● Task to complete
The listing below must be repeated word for word, with its images excluded.

● Data entries
>> START

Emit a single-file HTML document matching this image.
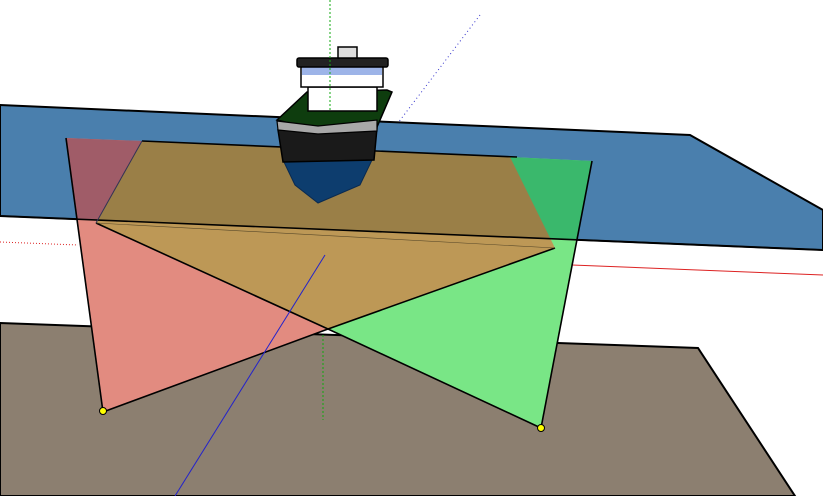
<!DOCTYPE html>
<html><head><style>html,body{margin:0;padding:0;background:#fff;overflow:hidden}svg{display:block}</style></head>
<body>
<svg width="823" height="496" viewBox="0 0 823 496" xmlns="http://www.w3.org/2000/svg">
<defs>
<clipPath id="water">
<polygon points="0,105 690,135 823,210 823,250 0,216"/>
</clipPath>
</defs>
<rect width="823" height="496" fill="#fff"/>
<polygon points="0,323 698,348 795,496 0,496" fill="#8c7f70" stroke="#000" stroke-width="2"/>
<line x1="330" y1="0" x2="330" y2="100" stroke="#1a1" stroke-width="1" stroke-dasharray="2,2"/>
<line x1="480" y1="15" x2="385" y2="140" stroke="#33c" stroke-width="1" stroke-dasharray="1,3"/>
<line x1="0" y1="242" x2="78" y2="245" stroke="#d22" stroke-width="1" stroke-dasharray="1,2"/>
<line x1="572" y1="265" x2="823" y2="275" stroke="#d22" stroke-width="1"/>
<polygon points="0,105 690,135 823,210 823,250 0,216" fill="#4a7fad" stroke="#000" stroke-width="2"/>
<polygon points="66,138 142,141 96,223 328,329 103,412" fill="#e28b80"/>
<polygon points="142,141 517,157 555,248 328,329 96,223" fill="#bd9856"/>
<polygon points="510,157 592,161 541,428 328,329 555,248" fill="#79e686"/>
<g clip-path="url(#water)">
<polygon points="66,138 142,141 96,223 328,329 103,412" fill="#a05c68"/>
<polygon points="142,141 517,157 555,248 328,329 96,223" fill="#9a7f47"/>
<polygon points="510,157 592,161 541,428 328,329 555,248" fill="#3ab86c"/>
</g>
<g stroke="#000" stroke-width="1.6" fill="none">
<line x1="66" y1="138" x2="103" y2="412"/>
<line x1="592" y1="161" x2="541" y2="428"/>
<line x1="142" y1="141" x2="517" y2="157"/>
<polyline points="96,223 328,329 555,248"/>
<polyline points="103,412 328,329 541,428"/>
<line x1="0" y1="216" x2="823" y2="250" stroke-width="1.6"/>
</g>
<line x1="142" y1="141" x2="96" y2="223" stroke="#335" stroke-width="1"/>
<line x1="96" y1="223" x2="555" y2="248" stroke="#5a4a2a" stroke-width="0.6"/>
<line x1="325" y1="255" x2="175" y2="496" stroke="#22c" stroke-width="1"/>
<line x1="323" y1="335" x2="323" y2="420" stroke="#1a1" stroke-width="1" stroke-dasharray="2,2"/>
<circle cx="103" cy="411" r="3.5" fill="#ff0" stroke="#000" stroke-width="1"/>
<circle cx="541" cy="428" r="3.5" fill="#ff0" stroke="#000" stroke-width="1"/>
<g stroke="#000" stroke-width="1.5">
<polygon points="283,160 372,160 360,185 318,203 295,185" fill="#0d3d6e" stroke="#0a2a50" stroke-width="1"/>
<polygon points="278,130 377,128 374,160 283,162" fill="#1a1a1a"/>
<polygon points="277,120 307,92 387,90 392,92 377,127 318,130" fill="#0e3d0e"/>
<polygon points="277,121 318,126 377,120 377,131 318,134 278,130" fill="#a8a8a8" stroke-width="1.2"/>
<rect x="308" y="87" width="69" height="24" fill="#fff"/>
<rect x="301" y="67" width="82" height="20" fill="#fff"/>
<rect x="302" y="67" width="80" height="8" fill="#9db4e8" stroke="none"/>
<rect x="297" y="58" width="91" height="9" rx="2" fill="#222"/>
<rect x="338" y="47" width="19" height="11" fill="#ddd"/>
</g>
<line x1="330" y1="0" x2="330" y2="110" stroke="#1a1" stroke-width="1" stroke-dasharray="2,2"/>
</svg>
</body></html>
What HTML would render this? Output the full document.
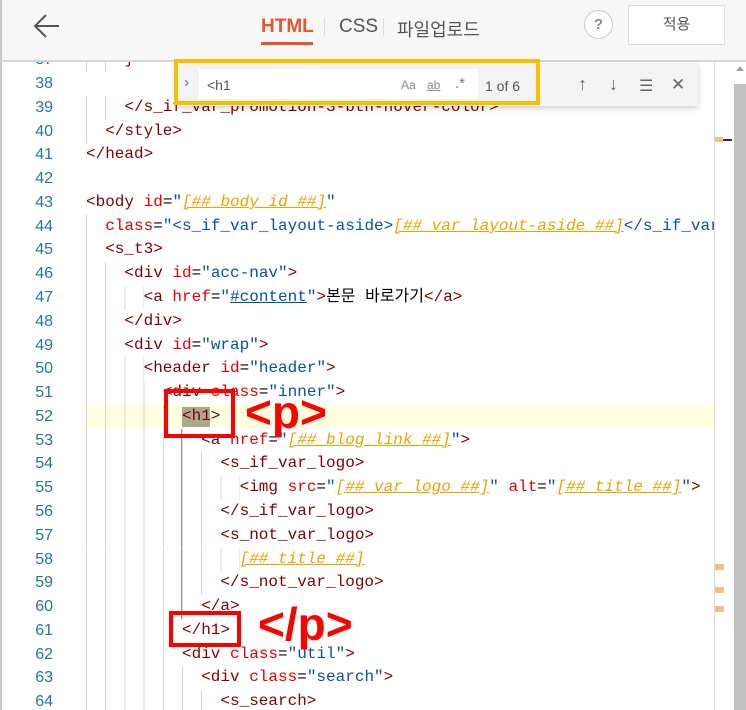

>> END

● Reply
Emit a single-file HTML document matching this image.
<!DOCTYPE html>
<html><head><style>html,body{margin:0;padding:0;background:#fff;overflow:hidden}svg{display:block}</style></head>
<body>
<svg width="823" height="496" viewBox="0 0 823 496" xmlns="http://www.w3.org/2000/svg">
<defs>
<clipPath id="water">
<polygon points="0,105 690,135 823,210 823,250 0,216"/>
</clipPath>
</defs>
<rect width="823" height="496" fill="#fff"/>
<polygon points="0,323 698,348 795,496 0,496" fill="#8c7f70" stroke="#000" stroke-width="2"/>
<line x1="330" y1="0" x2="330" y2="100" stroke="#1a1" stroke-width="1" stroke-dasharray="2,2"/>
<line x1="480" y1="15" x2="385" y2="140" stroke="#33c" stroke-width="1" stroke-dasharray="1,3"/>
<line x1="0" y1="242" x2="78" y2="245" stroke="#d22" stroke-width="1" stroke-dasharray="1,2"/>
<line x1="572" y1="265" x2="823" y2="275" stroke="#d22" stroke-width="1"/>
<polygon points="0,105 690,135 823,210 823,250 0,216" fill="#4a7fad" stroke="#000" stroke-width="2"/>
<polygon points="66,138 142,141 96,223 328,329 103,412" fill="#e28b80"/>
<polygon points="142,141 517,157 555,248 328,329 96,223" fill="#bd9856"/>
<polygon points="510,157 592,161 541,428 328,329 555,248" fill="#79e686"/>
<g clip-path="url(#water)">
<polygon points="66,138 142,141 96,223 328,329 103,412" fill="#a05c68"/>
<polygon points="142,141 517,157 555,248 328,329 96,223" fill="#9a7f47"/>
<polygon points="510,157 592,161 541,428 328,329 555,248" fill="#3ab86c"/>
</g>
<g stroke="#000" stroke-width="1.6" fill="none">
<line x1="66" y1="138" x2="103" y2="412"/>
<line x1="592" y1="161" x2="541" y2="428"/>
<line x1="142" y1="141" x2="517" y2="157"/>
<polyline points="96,223 328,329 555,248"/>
<polyline points="103,412 328,329 541,428"/>
<line x1="0" y1="216" x2="823" y2="250" stroke-width="1.6"/>
</g>
<line x1="142" y1="141" x2="96" y2="223" stroke="#335" stroke-width="1"/>
<line x1="96" y1="223" x2="555" y2="248" stroke="#5a4a2a" stroke-width="0.6"/>
<line x1="325" y1="255" x2="175" y2="496" stroke="#22c" stroke-width="1"/>
<line x1="323" y1="335" x2="323" y2="420" stroke="#1a1" stroke-width="1" stroke-dasharray="2,2"/>
<circle cx="103" cy="411" r="3.5" fill="#ff0" stroke="#000" stroke-width="1"/>
<circle cx="541" cy="428" r="3.5" fill="#ff0" stroke="#000" stroke-width="1"/>
<g stroke="#000" stroke-width="1.5">
<polygon points="283,160 372,160 360,185 318,203 295,185" fill="#0d3d6e" stroke="#0a2a50" stroke-width="1"/>
<polygon points="278,130 377,128 374,160 283,162" fill="#1a1a1a"/>
<polygon points="277,120 307,92 387,90 392,92 377,127 318,130" fill="#0e3d0e"/>
<polygon points="277,121 318,126 377,120 377,131 318,134 278,130" fill="#a8a8a8" stroke-width="1.2"/>
<rect x="308" y="87" width="69" height="24" fill="#fff"/>
<rect x="301" y="67" width="82" height="20" fill="#fff"/>
<rect x="302" y="67" width="80" height="8" fill="#9db4e8" stroke="none"/>
<rect x="297" y="58" width="91" height="9" rx="2" fill="#222"/>
<rect x="338" y="47" width="19" height="11" fill="#ddd"/>
</g>
<line x1="330" y1="0" x2="330" y2="110" stroke="#1a1" stroke-width="1" stroke-dasharray="2,2"/>
</svg>
</body></html>
What HTML would render this? Output the full document.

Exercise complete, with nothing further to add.